It’s great to be a successful salesperson. You make a lot of money, your management gives you more leeway and perks that others don’t get, and you become a person who is confident that they’ve mastered their craft. But just like anything else, the most successful people don’t get there without a plan and a process, and that usually involves constant planning, analysis, and adjustment. You can only get so far on natural ability, to be the best you need to always be critical and keep a running dialogue going with yourself. That’s why successful salespeople usually ask themselves these five questions:
1) What are my goals? – Successful people don’t sit around staring at their goals, but they are acutely aware of what they are at all times. This means their monthly, quarterly, or annual sales goals, their short and long-term financial goals, all the way down to their daily goals. Many of the best salespeople even get as granular as identifying their goals for a particular phone call or meeting, instead of just winging it and going in hoping for the best possible outcome. They say that “A goal without a plan is just a wish,” but a plan without a goal is a map that leads nowhere.
2) Do I believe in myself? – While salespeople tend to a be a relatively self-confident bunch, we also can get caught up in negative thinking and self-doubt, a result of a job where your results are routinely measured and impossible to hide. But if you don’t believe that you have what it takes to get better, to overcome your obstacles, and be the best, then you don’t have a chance in the world of ever getting there. Sales isn’t like a slot machine where the luck of the draw determines your success without any regard to how you feel about your own abilities. Sales is a marathon, where what you do everyday and how you do it determines whether you succeed or not, and even though there are lots of factors at play, the best will rise and become the best no matter where they go, partly because they believe in their abilities and never let external factors change that.

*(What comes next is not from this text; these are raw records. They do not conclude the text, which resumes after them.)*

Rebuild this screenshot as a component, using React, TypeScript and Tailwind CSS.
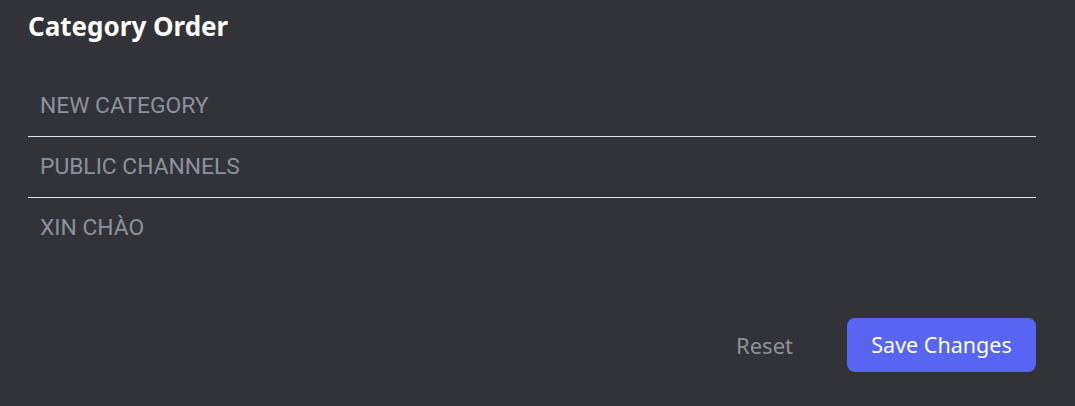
const categories = ["NEW CATEGORY", "PUBLIC CHANNELS", "XIN CHÀO"];

export default function App() {
  return (
    <div className="w-[1075px] h-[406px] bg-[#313338] pl-7 pr-[39px] pt-[7px] font-['Noto_Sans',sans-serif]">
      <h2 className="text-[26px] leading-[38px] font-bold text-white">Category Order</h2>
      <div className="mt-[31px] flex flex-col">
        {categories.map((name, i) => (
          <div
            key={name}
            className={`h-[61px] flex items-center pl-3 font-['Roboto',sans-serif] text-[22.8px] text-[#8c929b] ${
              i < categories.length - 1 ? "border-b border-[#e3e5e8]" : ""
            }`}
          >
            {name}
          </div>
        ))}
      </div>
      <div className="mt-[59px] flex justify-end items-center">
        <button className="h-[54px] px-6 mr-[30px] text-[22px] text-[#8e9297]">Reset</button>
        <button className="h-[54px] w-[189px] rounded-lg bg-[#5865f2] text-[21.5px] text-white">Save Changes</button>
      </div>
    </div>
  );
}
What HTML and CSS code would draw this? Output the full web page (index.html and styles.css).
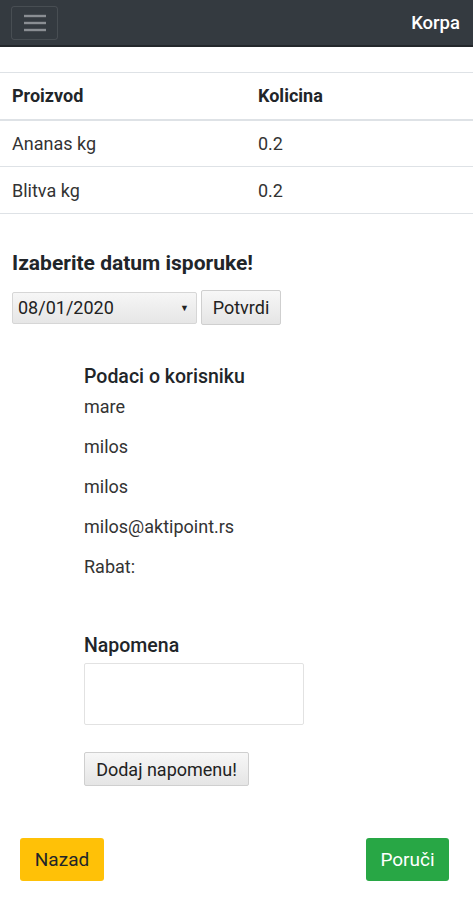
FILE: index.html
```html
<!DOCTYPE html>
<html lang="sr">
<head>
<meta charset="utf-8">
<title>Korpa</title>
<link rel="stylesheet" href="styles.css">
</head>
<body>
<nav class="navbar">
  <button class="toggler" type="button" aria-label="Menu">
    <svg width="22" height="18" viewBox="0 0 22 18"><g stroke="#8a8e93" stroke-width="2.4"><line x1="0" y1="2" x2="22" y2="2"/><line x1="0" y1="9" x2="22" y2="9"/><line x1="0" y1="16" x2="22" y2="16"/></g></svg>
  </button>
  <span class="brand">Korpa</span>
</nav>

<table class="cart">
  <thead>
    <tr><th>Proizvod</th><th>Kolicina</th></tr>
  </thead>
  <tbody>
    <tr><td>Ananas kg</td><td>0.2</td></tr>
    <tr><td>Blitva kg</td><td>0.2</td></tr>
  </tbody>
</table>

<section class="date">
  <h2 class="date-title">Izaberite datum isporuke!</h2>
  <div class="date-row">
    <div class="select"><span>08/01/2020</span><span class="arrow">▼</span></div>
    <button class="btn-grey potvrdi" type="button">Potvrdi</button>
  </div>
</section>

<section class="user">
  <h3 class="user-title">Podaci o korisniku</h3>
  <p class="line first">mare</p>
  <p class="line">milos</p>
  <p class="line">milos</p>
  <p class="line">milos@aktipoint.rs</p>
  <p class="line">Rabat:</p>

  <h3 class="note-title">Napomena</h3>
  <textarea class="note"></textarea>
  <button class="btn-grey add-note" type="button">Dodaj napomenu!</button>
</section>

<footer class="actions">
  <button class="btn btn-warning" type="button">Nazad</button>
  <button class="btn btn-success" type="button">Poruči</button>
</footer>
</body>
</html>
```

FILE: styles.css
```css
* { box-sizing: border-box; }
html, body { margin: 0; padding: 0; }
body {
  font-family: Roboto, "Liberation Sans", Arial, sans-serif;
  font-size: 18px;
  color: #212529;
  background: #fff;
  width: 473px;
}

.navbar {
  height: 47px;
  background: #343a40;
  border-bottom: 2px solid #23272b;
  display: flex;
  align-items: center;
  justify-content: space-between;
  padding: 0 13px 0 11px;
}
.toggler {
  width: 47px;
  height: 34px;
  background: transparent;
  border: 1px solid rgba(255,255,255,0.1);
  border-radius: 3px;
  display: flex;
  align-items: center;
  justify-content: center;
  padding: 0;
  margin-top: 1px;
}
.brand {
  color: #fff;
  font-size: 18.5px;
  font-weight: 500;
}

.cart {
  width: 100%;
  border-collapse: collapse;
  margin-top: 25px;
}
.cart th, .cart td {
  border-top: 1px solid #dee2e6;
  padding: 0 12px;
  height: 47px;
  text-align: left;
  vertical-align: middle;
  font-size: 18px;
}
.cart th { font-weight: 700; color: #212529; border-bottom: 2px solid #dee2e6; }
.cart td { color: #333; font-weight: 400; }
.cart th:first-child, .cart td:first-child { width: 246px; }
.cart tbody tr:last-child td { border-bottom: 1px solid #dee2e6; }

.date { padding: 35px 12px 0; }
.date-title {
  margin: 0;
  font-size: 21px;
  font-weight: 700;
  line-height: 28px;
}
.date-row {
  display: flex;
  align-items: center;
  gap: 4px;
  margin-top: 13px;
}
.select {
  width: 185px;
  height: 32px;
  display: flex;
  align-items: center;
  justify-content: space-between;
  padding: 0 7px 0 5px;
  background: linear-gradient(#f6f6f6, #e6e6e6);
  border: 1px solid #d6d6d6;
  border-radius: 2px;
  font-size: 18px;
  color: #222;
}
.arrow { font-size: 9px; color: #222; }
.btn-grey {
  font-family: inherit;
  background: linear-gradient(#f7f7f7, #e5e5e5);
  border: 1px solid #cfcfcf;
  border-radius: 2px;
  color: #222;
  font-size: 18px;
  padding: 0;
}
.potvrdi { width: 80px; height: 35px; }

.user { padding: 40px 0 0 84px; }
.user-title {
  margin: 0;
  font-size: 19.5px;
  font-weight: 500;
  line-height: 24px;
}
.line {
  margin: 0;
  font-size: 18px;
  color: #333;
  line-height: 22px;
  margin-top: 18px;
}
.line.first { margin-top: 7px; }
.note-title {
  margin: 56px 0 0;
  font-size: 19.5px;
  font-weight: 500;
  line-height: 24px;
}
.note {
  display: block;
  width: 220px;
  height: 62px;
  margin-top: 5px;
  border: 1px solid #e2e2e2;
  border-radius: 2px;
  resize: none;
}
.add-note {
  display: block;
  margin-top: 27px;
  width: 165px;
  height: 34px;
}

.actions {
  display: flex;
  justify-content: space-between;
  padding: 52px 24px 0 20px;
}
.btn {
  font-family: inherit;
  font-size: 19px;
  border: none;
  border-radius: 3px;
  height: 43px;
  padding: 0;
}
.btn-warning { background: #ffc107; color: #212529; width: 84px; }
.btn-success { background: #28a745; color: #fff; width: 83px; }
```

3) Where can I improve? – Being self-aware enough to accept and level criticism at yourself is one of the best signs of emotional intelligence, and separates the best salespeople from everyone else. Someone who is arrogant enough to assume that they don’t ever do anything incorrectly or have no room to grow is destined to fall from grace the minute changes start happening, and they always do. Whether it’s admitting that you’re not doing enough follow-up, or that you’re weak when it comes to asking the right questions, or something as simple as knowing that smoking makes you less marketable to customers or employers; being able to take a long hard look at yourself every day and trying to get better is what will make you into the salesperson you know you can be.
4) Am I happy? – This question is the one that is most likely to separate the best from the rest. There are so many salespeople who either hate their jobs or tend to see the glass as half empty that it’s no wonder when those same people are not coming anywhere near their true potential. How many unhappy salespeople would you want to buy something from? The difference between the cream of the crop and everyone else is their attitude. Happy salespeople aren’t always the ones who love every second of their job, and know with every fibre of their being that they are meant to work in sales. Sometimes, it’s the people who make the conscious choice to be happy with what they do, appreciate the amazing potential and benefits of their career, and understand that the happier they are, the better they will perform their job and that the success they achieve will result in more happiness that make the best salespeople.
5) How can I help someone today? – There’s a quote by the great motivational speaker Zig Ziglar; “You can have everything in life you want, if you will just help enough other people get what they want.” There is nothing that’s more true, especially in sales. If you can change your frame of mind from thinking about how to sell someone to thinking about how you can help them, the selling part will take care of itself. Listen, identify what their problem is and offer the solution. Being helpful is so powerful that customers will oftentimes pay you more than someone else because you took the time to truly care about their problems, which gave you the most valuable currency a salesperson can ever have: trust.